The FAA's move strikes a practical balance. Rather than launching a lengthy rulemaking, the agency is pushing operators to fix a human-factors problem that has persisted despite years of safety videos and demonstrations. The plain truth is that modern cabins are fuller, carry-ons are larger, and social-media muscle memory tells people to grab valuables. In a smoke-filled aisle, that impulse becomes dangerous. The alert smartly targets messaging, training, and visual cues passengers will see before adrenaline surges. Standardized wording and unambiguous commands remove wiggle room, especially in exit-row briefings where expectations must be crystal clear.
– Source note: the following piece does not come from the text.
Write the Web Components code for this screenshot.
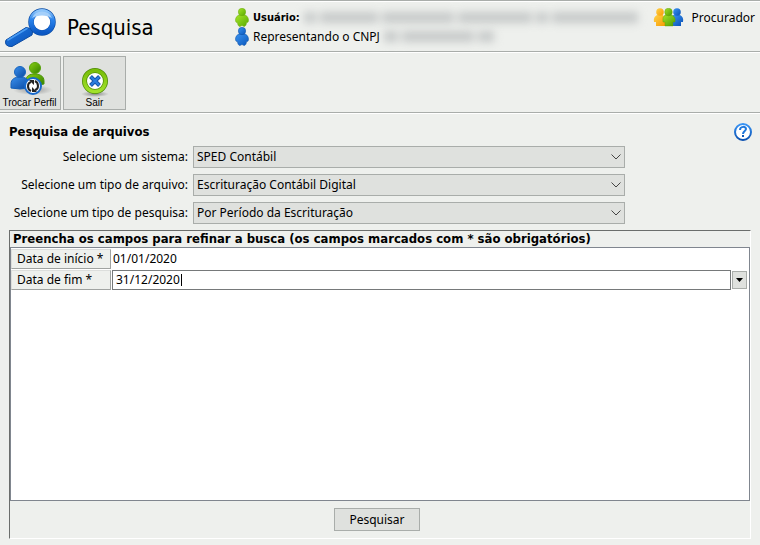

Terminal signage and pictograms can reinforce the norm that "everyone leaves bags," a framing the FAA explicitly recommends to appeal to collective responsibility.

Airlines should also pressure-test their procedures in line with Safety Management Systems, for example by reviewing cabin-crew drills, timing door-arming sequences, and rehearsing assertive commands that cut through noise and confusion. While some industry voices have floated ideas like overhead-bin lockouts or policy changes that reduce cabin-bag volume, the fastest win is better communication and crew authority. For travelers, the takeaway is simple. In an evacuation, follow crew orders, move quickly to the nearest usable exit, and leave everything behind. Meds and passports can be replaced later if necessary, but a blocked aisle or torn slide can cost lives. The FAA has now put operators on notice to make that message unmistakable.

Final Thoughts

This alert is about behavior, not bureaucracy. The FAA wants every airline to make a simple instruction stick under stress, leave your bags and go. Expect clearer safety videos, stronger exit-row scripts, and firmer commands in the cabin when seconds count. If you ever face an evacuation, help the person ahead of you, keep your hands free, and head for the nearest exit. Slides and aisles are for people, not possessions. The industry can do its part with sharper briefings and drills, and travelers can do theirs by complying. Lives depend on it, which is the essence of the FAA emergency evacuation rules.